Objective: Omit all pictures. Copy the rest of the material exactly.
[START]
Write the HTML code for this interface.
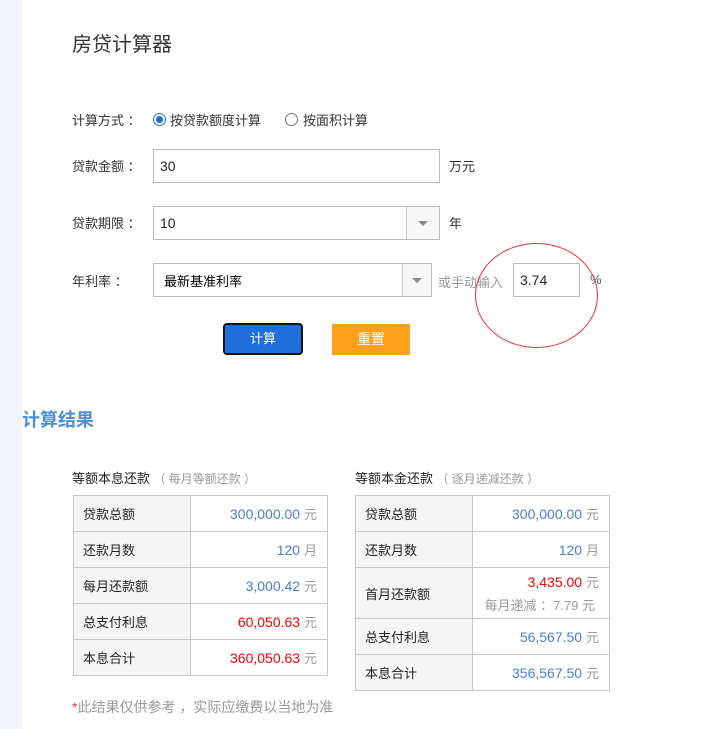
<!DOCTYPE html>
<html><head><meta charset="utf-8"><style>
*{margin:0;padding:0;box-sizing:border-box}
body{width:704px;height:729px;background:#fff;position:relative;overflow:hidden;font-family:"Liberation Sans","Noto Sans CJK SC",sans-serif;font-size:13px;color:#333}
.a{position:absolute;white-space:nowrap}
.strip{position:absolute;left:0;top:0;width:22px;height:729px;background:#f0f3f7}
.box{position:absolute;border:1px solid #bbb;background:#fff;font-size:14px;color:#222;padding-left:6px;display:flex;align-items:center}
.arr{position:absolute;top:0;right:0;bottom:0;border-left:1px solid #ccc;background:#f7f7f7}
.arr:after{content:"";position:absolute;left:50%;top:50%;margin:-2px 0 0 -5px;border-left:5px solid transparent;border-right:5px solid transparent;border-top:5px solid #888}
.radio{position:absolute;width:13px;height:13px;border:1px solid #777;border-radius:50%;background:#fff}
table{position:absolute;border-collapse:collapse;font-size:13px}
td{border:1px solid #c8c8c8;height:36px}
td.l{background:#f5f5f5;padding-left:9px;color:#222;width:117px}
td.r{text-align:right;padding-right:10px;color:#4a7fd0;font-size:14px}
td.r span{color:#999;font-size:13px}
.red{color:#f00!important}
</style></head><body>
<div class="strip"></div>
<div class="a" style="left:72px;top:28px;font-size:20px;color:#333">房贷计算器</div>

<div class="a" style="left:72px;top:110px">计算方式 ：</div>
<div class="radio" style="left:153px;top:113px;border-color:#1e6fdb"><div style="position:absolute;left:2px;top:2px;width:7px;height:7px;border-radius:50%;background:#1e6fdb"></div></div>
<div class="a" style="left:170px;top:110px">按贷款额度计算</div>
<div class="radio" style="left:285px;top:113px"></div>
<div class="a" style="left:303px;top:110px">按面积计算</div>

<div class="a" style="left:72px;top:156px">贷款金额 ：</div>
<div class="box" style="left:153px;top:149px;width:287px;height:34px">30</div>
<div class="a" style="left:449px;top:156px">万元</div>

<div class="a" style="left:72px;top:213px">贷款期限 ：</div>
<div class="box" style="left:153px;top:206px;width:287px;height:34px">10<div class="arr" style="width:33px"></div></div>
<div class="a" style="left:449px;top:213px">年</div>

<div class="a" style="left:72px;top:271px">年利率 ：</div>
<div class="box" style="left:153px;top:263px;width:279px;height:34px;padding-left:10px;font-size:13px;color:#000">最新基准利率<div class="arr" style="width:29px"></div></div>
<div class="a" style="left:438px;top:272px;color:#999">或手动输入</div>
<div class="box" style="left:513px;top:263px;width:67px;height:34px">3.74</div>
<div class="a" style="left:590px;top:272px;color:#555">%</div>
<div style="position:absolute;left:475px;top:243px;width:123px;height:105px;border:1px solid #e33;border-radius:50%"></div>

<div class="a" style="left:223px;top:323px;width:80px;height:32px;background:#1e6fdb;border:2px solid #111;border-radius:4px;color:#fff;text-align:center;line-height:28px">计算</div>
<div class="a" style="left:332px;top:324px;width:78px;height:31px;background:#ff9f1a;color:#fff;text-align:center;line-height:31px;font-size:14px">重置</div>

<div class="a" style="left:22px;top:406px;font-size:18px;font-weight:bold;color:#4a90d9">计算结果</div>

<div class="a" style="left:72px;top:468px;color:#222">等额本息还款<span style="color:#999;font-size:12px"> （ 每月等额还款 ）</span></div>
<table style="left:73px;top:495px;width:255px">
<tr><td class="l">贷款总额</td><td class="r">300,000.00 <span>元</span></td></tr>
<tr><td class="l">还款月数</td><td class="r">120 <span>月</span></td></tr>
<tr><td class="l">每月还款额</td><td class="r">3,000.42 <span>元</span></td></tr>
<tr><td class="l">总支付利息</td><td class="r red">60,050.63 <span>元</span></td></tr>
<tr><td class="l">本息合计</td><td class="r red">360,050.63 <span>元</span></td></tr>
</table>

<div class="a" style="left:355px;top:468px;color:#222">等额本金还款<span style="color:#999;font-size:12px"> （ 逐月递减还款 ）</span></div>
<table style="left:355px;top:495px;width:255px">
<tr><td class="l">贷款总额</td><td class="r">300,000.00 <span>元</span></td></tr>
<tr><td class="l">还款月数</td><td class="r">120 <span>月</span></td></tr>
<tr><td class="l" style="height:51px">首月还款额</td><td class="r" style="line-height:22px;padding-top:2px"><span class="red" style="font-size:14px">3,435.00</span> <span>元</span><br><span style="padding-right:4px">每月递减 ：7.79 元</span></td></tr>
<tr><td class="l">总支付利息</td><td class="r">56,567.50 <span>元</span></td></tr>
<tr><td class="l">本息合计</td><td class="r">356,567.50 <span>元</span></td></tr>
</table>

<div class="a" style="left:72px;top:697px;color:#999;font-size:14px"><span style="color:#f33">*</span>此结果仅供参考 ，实际应缴费以当地为准</div>
</body></html>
[END]
Correct output:
Write the HTML code for this interface.
<!DOCTYPE html>
<html><head><meta charset="utf-8"><style>
*{margin:0;padding:0;box-sizing:border-box}
body{width:704px;height:729px;background:#fff;position:relative;overflow:hidden;font-family:"Liberation Sans","Noto Sans CJK SC",sans-serif;font-size:13px;color:#333}
.a{position:absolute;white-space:nowrap}
.strip{position:absolute;left:0;top:0;width:22px;height:729px;background:#f0f3f7}
.box{position:absolute;border:1px solid #bbb;background:#fff;font-size:14px;color:#222;padding-left:6px;display:flex;align-items:center}
.arr{position:absolute;top:0;right:0;bottom:0;border-left:1px solid #ccc;background:#f7f7f7}
.arr:after{content:"";position:absolute;left:50%;top:50%;margin:-2px 0 0 -5px;border-left:5px solid transparent;border-right:5px solid transparent;border-top:5px solid #888}
.radio{position:absolute;width:13px;height:13px;border:1px solid #777;border-radius:50%;background:#fff}
table{position:absolute;border-collapse:collapse;font-size:13px}
td{border:1px solid #c8c8c8;height:36px}
td.l{background:#f5f5f5;padding-left:9px;color:#222;width:117px}
td.r{text-align:right;padding-right:10px;color:#4a7fd0;font-size:14px}
td.r span{color:#999;font-size:13px}
.red{color:#f00!important}
</style></head><body>
<div class="strip"></div>
<div class="a" style="left:72px;top:28px;font-size:20px;color:#333">房贷计算器</div>

<div class="a" style="left:72px;top:110px">计算方式 ：</div>
<div class="radio" style="left:153px;top:113px;border-color:#1e6fdb"><div style="position:absolute;left:2px;top:2px;width:7px;height:7px;border-radius:50%;background:#1e6fdb"></div></div>
<div class="a" style="left:170px;top:110px">按贷款额度计算</div>
<div class="radio" style="left:285px;top:113px"></div>
<div class="a" style="left:303px;top:110px">按面积计算</div>

<div class="a" style="left:72px;top:156px">贷款金额 ：</div>
<div class="box" style="left:153px;top:149px;width:287px;height:34px">30</div>
<div class="a" style="left:449px;top:156px">万元</div>

<div class="a" style="left:72px;top:213px">贷款期限 ：</div>
<div class="box" style="left:153px;top:206px;width:287px;height:34px">10<div class="arr" style="width:33px"></div></div>
<div class="a" style="left:449px;top:213px">年</div>

<div class="a" style="left:72px;top:271px">年利率 ：</div>
<div class="box" style="left:153px;top:263px;width:279px;height:34px;padding-left:10px;font-size:13px;color:#000">最新基准利率<div class="arr" style="width:29px"></div></div>
<div class="a" style="left:438px;top:272px;color:#999">或手动输入</div>
<div class="box" style="left:513px;top:263px;width:67px;height:34px">3.74</div>
<div class="a" style="left:590px;top:272px;color:#555">%</div>
<div style="position:absolute;left:475px;top:243px;width:123px;height:105px;border:1px solid #e33;border-radius:50%"></div>

<div class="a" style="left:223px;top:323px;width:80px;height:32px;background:#1e6fdb;border:2px solid #111;border-radius:4px;color:#fff;text-align:center;line-height:28px">计算</div>
<div class="a" style="left:332px;top:324px;width:78px;height:31px;background:#ff9f1a;color:#fff;text-align:center;line-height:31px;font-size:14px">重置</div>

<div class="a" style="left:22px;top:406px;font-size:18px;font-weight:bold;color:#4a90d9">计算结果</div>

<div class="a" style="left:72px;top:468px;color:#222">等额本息还款<span style="color:#999;font-size:12px"> （ 每月等额还款 ）</span></div>
<table style="left:73px;top:495px;width:255px">
<tr><td class="l">贷款总额</td><td class="r">300,000.00 <span>元</span></td></tr>
<tr><td class="l">还款月数</td><td class="r">120 <span>月</span></td></tr>
<tr><td class="l">每月还款额</td><td class="r">3,000.42 <span>元</span></td></tr>
<tr><td class="l">总支付利息</td><td class="r red">60,050.63 <span>元</span></td></tr>
<tr><td class="l">本息合计</td><td class="r red">360,050.63 <span>元</span></td></tr>
</table>

<div class="a" style="left:355px;top:468px;color:#222">等额本金还款<span style="color:#999;font-size:12px"> （ 逐月递减还款 ）</span></div>
<table style="left:355px;top:495px;width:255px">
<tr><td class="l">贷款总额</td><td class="r">300,000.00 <span>元</span></td></tr>
<tr><td class="l">还款月数</td><td class="r">120 <span>月</span></td></tr>
<tr><td class="l" style="height:51px">首月还款额</td><td class="r" style="line-height:22px;padding-top:2px"><span class="red" style="font-size:14px">3,435.00</span> <span>元</span><br><span style="padding-right:4px">每月递减 ：7.79 元</span></td></tr>
<tr><td class="l">总支付利息</td><td class="r">56,567.50 <span>元</span></td></tr>
<tr><td class="l">本息合计</td><td class="r">356,567.50 <span>元</span></td></tr>
</table>

<div class="a" style="left:72px;top:697px;color:#999;font-size:14px"><span style="color:#f33">*</span>此结果仅供参考 ，实际应缴费以当地为准</div>
</body></html>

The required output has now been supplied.